Joined by the Window & Door Dealers Alliance, the groups co-hosted a congressional reception on Capitol Hill in the Rayburn House building foyer. CNN contributor and GOP political strategist Alex Castellanos addressed both groups, along with Sen. John Hoeven (R-N.D.) and Greg Walden (R-Ore.)
Paying calls on Democrats as well as Republicans, NLBMDA members pressed various causes, including removing barriers to credit for small businesses. But the Lead Exposure Reduction Act was at the top of the agenda, having just been introduced by Sen. Jim Inhofe (R-Okla.), ranking member of the Senate Committee on Environment and Public Works. The bill already has five co-sponsors in the Senate, and the lobbying trip yielded two more — Sen. John Boozman (R-Ark.) and Sen.

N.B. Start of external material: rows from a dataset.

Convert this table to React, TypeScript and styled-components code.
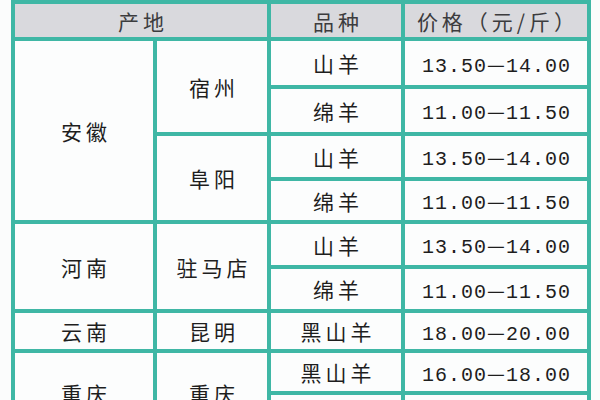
import React from "react";
import styled, { createGlobalStyle } from "styled-components";

const GlobalStyle = createGlobalStyle`
  html, body {
    margin: 0;
    padding: 0;
    overflow: hidden;
    background: #fbfcfc;
  }
`;

const Page = styled.div`
  padding-left: 11px;
`;

const Table = styled.table`
  width: 580px;
  table-layout: fixed;
  border-collapse: separate;
  border-spacing: 4px;
  background: #3fb7a5;
  font-family: "Noto Sans CJK SC", "Noto Sans", sans-serif;
`;

const Row = styled.tr<{ $h: number }>`
  height: ${(p) => p.$h}px;
`;

const HeadCell = styled.th`
  padding: 0;
  background: #d9d9dd;
  color: #3c3c3e;
  font-size: 21px;
  font-weight: 400;
  letter-spacing: 4px;
  text-indent: 4px;
  text-align: center;
`;

const Cell = styled.td`
  padding: 0;
  background: #fcfdfd;
  color: #1e1e1e;
  font-size: 21px;
  letter-spacing: 4px;
  text-indent: 4px;
  text-align: center;
  vertical-align: middle;
`;

const PriceCell = styled(Cell)`
  font-family: "Liberation Mono", monospace;
  font-size: 20px;
  letter-spacing: 1px;
  text-indent: 1px;
`;

const Dash = styled.span`
  font-family: "Noto Sans CJK SC", sans-serif;
`;

type Item = [string, string];
type City = { name: string; items: Item[] };
type Group = { province: string; cities: City[] };

const groups: Group[] = [
  {
    province: "安徽",
    cities: [
      { name: "宿州", items: [["山羊", "13.50—14.00"], ["绵羊", "11.00—11.50"]] },
      { name: "阜阳", items: [["山羊", "13.50—14.00"], ["绵羊", "11.00—11.50"]] },
    ],
  },
  {
    province: "河南",
    cities: [{ name: "驻马店", items: [["山羊", "13.50—14.00"], ["绵羊", "11.00—11.50"]] }],
  },
  {
    province: "云南",
    cities: [{ name: "昆明", items: [["黑山羊", "18.00—20.00"]] }],
  },
  {
    province: "重庆",
    cities: [{ name: "重庆", items: [["黑山羊", "16.00—18.00"], ["白山羊", "14.00—16.00"]] }],
  },
];

// row heights measured off the picture, top to bottom
const heights = [44, 43, 41, 39, 41, 40, 36, 38, 38];

const Price = ({ value }: { value: string }) => {
  const [from, to] = value.split("—");
  return (
    <>
      {from}
      <Dash>—</Dash>
      {to}
    </>
  );
};

export default function App() {
  const rows: React.ReactNode[] = [];
  let r = 0;

  groups.forEach((g) => {
    const span = g.cities.reduce((n, c) => n + c.items.length, 0);
    g.cities.forEach((c, ci) => {
      c.items.forEach(([kind, price], ii) => {
        rows.push(
          <Row key={r} $h={heights[r] ?? 38}>
            {ci === 0 && ii === 0 && <Cell rowSpan={span}>{g.province}</Cell>}
            {ii === 0 && <Cell rowSpan={c.items.length}>{c.name}</Cell>}
            <Cell>{kind}</Cell>
            <PriceCell>
              <Price value={price} />
            </PriceCell>
          </Row>
        );
        r++;
      });
    });
  });

  return (
    <Page>
      <GlobalStyle />
      <Table>
        <colgroup>
          <col style={{ width: 138 }} />
          <col style={{ width: 110 }} />
          <col style={{ width: 130 }} />
          <col style={{ width: 182 }} />
        </colgroup>
        <thead>
          <Row $h={33}>
            <HeadCell colSpan={2}>产地</HeadCell>
            <HeadCell>品种</HeadCell>
            <HeadCell>价格（元/斤）</HeadCell>
          </Row>
        </thead>
        <tbody>{rows}</tbody>
      </Table>
    </Page>
  );
}
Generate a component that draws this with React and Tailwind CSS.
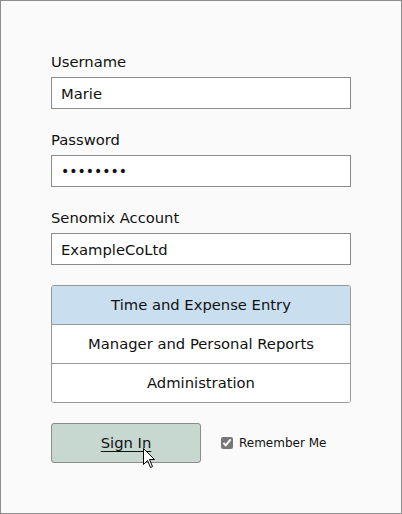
const font = { fontFamily: '"DejaVu Sans", Verdana, sans-serif' };

const Field = ({ label, children }) => (
  <div className="flex flex-col">
    <label className="text-[14.75px] leading-[20px] text-[#111] h-[20px] mb-[5px]">{label}</label>
    {children}
  </div>
);

const inputCls =
  "w-[300px] h-[32px] border border-[#8c8c8c] bg-white px-[9px] text-[14.75px] text-[#111] outline-none";

export default function App() {
  return (
    <div
      style={font}
      className="w-[402px] h-[514px] border border-[#8e8e8e] bg-[#fafafa] pl-[50px] pt-[51px] flex flex-col"
    >
      <div className="flex flex-col gap-[21px]">
        <Field label="Username">
          <input className={inputCls} defaultValue="Marie" readOnly />
        </Field>
        <Field label="Password">
          <input type="password" className={inputCls + " text-[14px]"} defaultValue="password" readOnly />
        </Field>
        <Field label="Senomix Account">
          <input className={inputCls} defaultValue="ExampleCoLtd" readOnly />
        </Field>
      </div>

      <div className="mt-[20px] w-[300px] border border-[#999] rounded-[3px] overflow-hidden flex flex-col text-[14.75px] text-[#111]">
        <div className="h-[39px] flex items-center justify-center bg-[#c9dff0] border-b border-[#999]">
          Time and Expense Entry
        </div>
        <div className="h-[39px] flex items-center justify-center bg-white border-b border-[#999]">
          Manager and Personal Reports
        </div>
        <div className="h-[38px] flex items-center justify-center bg-white">Administration</div>
      </div>

      <div className="mt-[20px] flex items-center">
        <div className="relative">
          <button className="w-[150px] h-[40px] bg-[#c6d8d0] border border-[#8c8c8c] rounded-[3px] text-[14.75px] text-[#111] underline underline-offset-[3px]">
            Sign In
          </button>
          <svg
            className="absolute left-[92px] top-[25px]"
            width="13"
            height="21"
            viewBox="0 0 13 21"
          >
            <path
              d="M0.5 0.5 L0.5 16.5 L4.5 12.5 L7.5 19.5 L9.5 18.5 L6.5 11.5 L11.5 11.5 Z"
              fill="#fff"
              stroke="#000"
              strokeWidth="1"
              strokeLinejoin="miter"
            />
          </svg>
        </div>
        <label className="ml-[20px] flex items-center gap-[6px] text-[12px] text-[#111]">
          <input type="checkbox" defaultChecked className="w-[12px] h-[12px] m-0 accent-[#777]" />
          Remember Me
        </label>
      </div>
    </div>
  );
}
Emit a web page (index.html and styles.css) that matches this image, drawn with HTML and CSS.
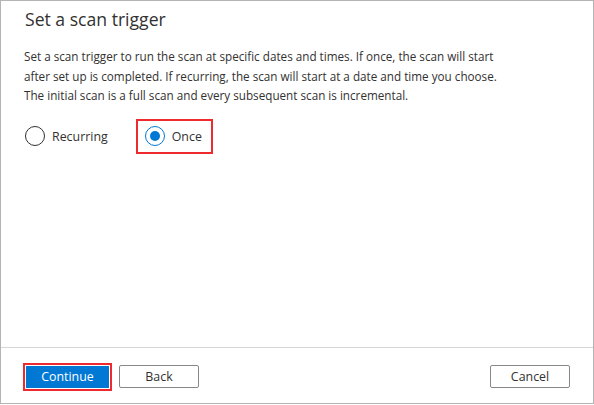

Dan Coats (R-Ind.).
Chris Yenrick of Smith Phillips Building Supply in Winston-Salem, N.C., visited with various U.S. House members, including Mick Mulvaney, a former builder who now represents a district in South Carolina, and Shelley Moore Capito, a representative from West Virginia.
Yenrick noted that his pitch for S 2148 got the best reception in the GOP offices. “They felt that the EPA had done some overreaching there,” he reported. The NLBMDA expects to have a House version of the bill introduced in the next several weeks.